DESCRIPTION OF THE TASK —
The material below should be written out in full and exactly; pictures stay out of the copy.

PROVIDED MATERIAL —
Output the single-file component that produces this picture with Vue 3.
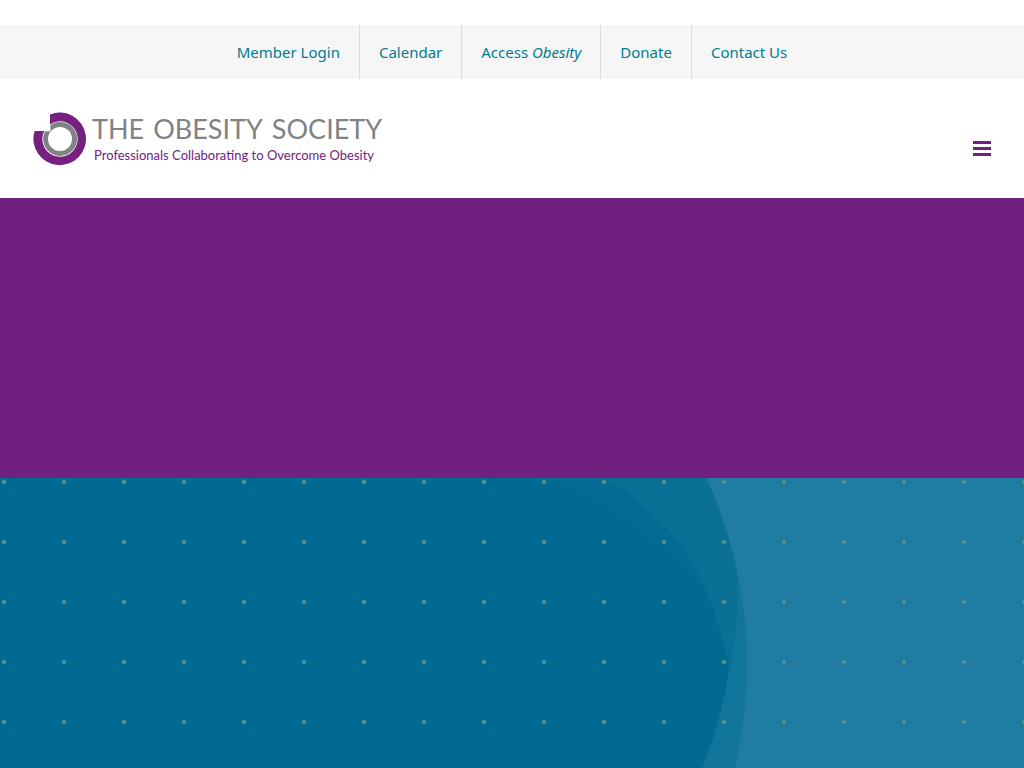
<script setup>
const links = [
  { text: 'Member Login' },
  { text: 'Calendar' },
  { text: 'Access ', em: 'Obesity' },
  { text: 'Donate' },
  { text: 'Contact Us' }
]
</script>

<template>
  <div class="page">
    <nav class="utility" aria-label="Utility">
      <ul>
        <li v-for="link in links" :key="link.text">
          <a href="#">{{ link.text }}<em v-if="link.em">{{ link.em }}</em></a>
        </li>
      </ul>
    </nav>

    <header class="masthead">
      <a class="brand" href="#">
        <svg class="mark" width="54" height="54" viewBox="0 0 54 54" aria-hidden="true">
          <path fill="#76207f" d="M17 2.4A26.3 26.3 0 1 1 1.6 19H11.2A17.7 17.7 0 1 0 17 12.4Z" />
          <path fill="#808285" d="M17.4 13A17 17 0 1 1 12 19.2H17.4Z" />
          <circle cx="27" cy="27" r="12" fill="#fff" />
        </svg>
        <span class="words">
          <span class="name"><span>THE</span><span>OBESITY</span><span>SOCIETY</span></span>
          <span class="tagline">Professionals Collaborating to Overcome Obesity</span>
        </span>
      </a>
      <button class="menu" type="button" aria-label="Menu">
        <svg width="18" height="15" viewBox="0 0 18 15" aria-hidden="true">
          <path fill="#70207e" d="M0 0h18v3H0zM0 6h18v3H0zM0 12h18v3H0z" />
        </svg>
      </button>
    </header>

    <main>
      <section class="banner"></section>
      <section class="feature">
        <svg class="waves" viewBox="0 0 1024 290" preserveAspectRatio="xMidYMin slice" aria-hidden="true">
          <rect width="1024" height="290" fill="#207ca2" />
          <path fill="#12769c" d="M0 0H706Q747 90 747 183Q747 240 735 290H0Z" />
          <path fill="#0a7096" d="M0 0H706Q729 48 738 102Q738 160 729 192L702 290H0Z" />
          <path fill="#046c94" d="M0 0H605C640 20 672 52 690 80Q719 130 729 192Q722 240 702 290H0Z" />
          <path fill="#006a92" d="M0 0H550Q600 22 640 52Q680 80 704 110Q721 150 729 192Q722 240 702 290H0Z" />
        </svg>
      </section>
    </main>
  </div>
</template>

<style>
body {
  background: #fff;
}
</style>

<style scoped>
.page {
  display: flex;
  flex-direction: column;
  min-height: 100vh;
  padding-top: 25px;
  box-sizing: border-box;
  font-family: "Noto Sans", sans-serif;
}

.utility {
  background: #f6f6f6;
}

.utility ul {
  display: flex;
  justify-content: center;
  margin: 0;
  padding: 0;
  list-style: none;
}

.utility li + li {
  border-left: 1px solid #dcdcdc;
}

.utility a {
  display: block;
  padding: 0 19px;
  font-size: 15px;
  line-height: 54px;
  color: #007c92;
  text-decoration: none;
  white-space: pre;
}

.masthead {
  display: flex;
  justify-content: space-between;
  align-items: flex-start;
  padding: 33px 33px 32px;
}

.brand {
  display: flex;
  gap: 5px;
  text-decoration: none;
  font-family: Lato, sans-serif;
  white-space: nowrap;
}

.words {
  display: flex;
  flex-direction: column;
}

.name {
  display: flex;
  gap: 9px;
  font-size: 27px;
  line-height: 34px;
  color: #808285;
}

.tagline {
  padding-left: 2px;
  font-size: 13px;
  line-height: 18px;
  color: #76207f;
}

.menu {
  display: flex;
  margin-top: 29px;
  padding: 0;
  border: 0;
  background: none;
  cursor: pointer;
}

.banner {
  height: 280px;
  background: #70207e;
}

main {
  display: flex;
  flex: 1;
  flex-direction: column;
}

.feature {
  position: relative;
  flex: 1;
  min-height: 290px;
  overflow: hidden;
}

.waves {
  position: absolute;
  inset: 0;
  width: 100%;
  height: 100%;
}

.feature::after {
  content: "";
  position: absolute;
  inset: 0;
  background: radial-gradient(circle at 4px 4px, #5a969a 1px, #38808a 2px, transparent 3px) 0 0 / 60px 60px;
}
</style>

WRITTEN RESPONSE —
Output the single-file component that produces this picture with Vue 3.
<script setup>
const links = [
  { text: 'Member Login' },
  { text: 'Calendar' },
  { text: 'Access ', em: 'Obesity' },
  { text: 'Donate' },
  { text: 'Contact Us' }
]
</script>

<template>
  <div class="page">
    <nav class="utility" aria-label="Utility">
      <ul>
        <li v-for="link in links" :key="link.text">
          <a href="#">{{ link.text }}<em v-if="link.em">{{ link.em }}</em></a>
        </li>
      </ul>
    </nav>

    <header class="masthead">
      <a class="brand" href="#">
        <svg class="mark" width="54" height="54" viewBox="0 0 54 54" aria-hidden="true">
          <path fill="#76207f" d="M17 2.4A26.3 26.3 0 1 1 1.6 19H11.2A17.7 17.7 0 1 0 17 12.4Z" />
          <path fill="#808285" d="M17.4 13A17 17 0 1 1 12 19.2H17.4Z" />
          <circle cx="27" cy="27" r="12" fill="#fff" />
        </svg>
        <span class="words">
          <span class="name"><span>THE</span><span>OBESITY</span><span>SOCIETY</span></span>
          <span class="tagline">Professionals Collaborating to Overcome Obesity</span>
        </span>
      </a>
      <button class="menu" type="button" aria-label="Menu">
        <svg width="18" height="15" viewBox="0 0 18 15" aria-hidden="true">
          <path fill="#70207e" d="M0 0h18v3H0zM0 6h18v3H0zM0 12h18v3H0z" />
        </svg>
      </button>
    </header>

    <main>
      <section class="banner"></section>
      <section class="feature">
        <svg class="waves" viewBox="0 0 1024 290" preserveAspectRatio="xMidYMin slice" aria-hidden="true">
          <rect width="1024" height="290" fill="#207ca2" />
          <path fill="#12769c" d="M0 0H706Q747 90 747 183Q747 240 735 290H0Z" />
          <path fill="#0a7096" d="M0 0H706Q729 48 738 102Q738 160 729 192L702 290H0Z" />
          <path fill="#046c94" d="M0 0H605C640 20 672 52 690 80Q719 130 729 192Q722 240 702 290H0Z" />
          <path fill="#006a92" d="M0 0H550Q600 22 640 52Q680 80 704 110Q721 150 729 192Q722 240 702 290H0Z" />
        </svg>
      </section>
    </main>
  </div>
</template>

<style>
body {
  background: #fff;
}
</style>

<style scoped>
.page {
  display: flex;
  flex-direction: column;
  min-height: 100vh;
  padding-top: 25px;
  box-sizing: border-box;
  font-family: "Noto Sans", sans-serif;
}

.utility {
  background: #f6f6f6;
}

.utility ul {
  display: flex;
  justify-content: center;
  margin: 0;
  padding: 0;
  list-style: none;
}

.utility li + li {
  border-left: 1px solid #dcdcdc;
}

.utility a {
  display: block;
  padding: 0 19px;
  font-size: 15px;
  line-height: 54px;
  color: #007c92;
  text-decoration: none;
  white-space: pre;
}

.masthead {
  display: flex;
  justify-content: space-between;
  align-items: flex-start;
  padding: 33px 33px 32px;
}

.brand {
  display: flex;
  gap: 5px;
  text-decoration: none;
  font-family: Lato, sans-serif;
  white-space: nowrap;
}

.words {
  display: flex;
  flex-direction: column;
}

.name {
  display: flex;
  gap: 9px;
  font-size: 27px;
  line-height: 34px;
  color: #808285;
}

.tagline {
  padding-left: 2px;
  font-size: 13px;
  line-height: 18px;
  color: #76207f;
}

.menu {
  display: flex;
  margin-top: 29px;
  padding: 0;
  border: 0;
  background: none;
  cursor: pointer;
}

.banner {
  height: 280px;
  background: #70207e;
}

main {
  display: flex;
  flex: 1;
  flex-direction: column;
}

.feature {
  position: relative;
  flex: 1;
  min-height: 290px;
  overflow: hidden;
}

.waves {
  position: absolute;
  inset: 0;
  width: 100%;
  height: 100%;
}

.feature::after {
  content: "";
  position: absolute;
  inset: 0;
  background: radial-gradient(circle at 4px 4px, #5a969a 1px, #38808a 2px, transparent 3px) 0 0 / 60px 60px;
}
</style>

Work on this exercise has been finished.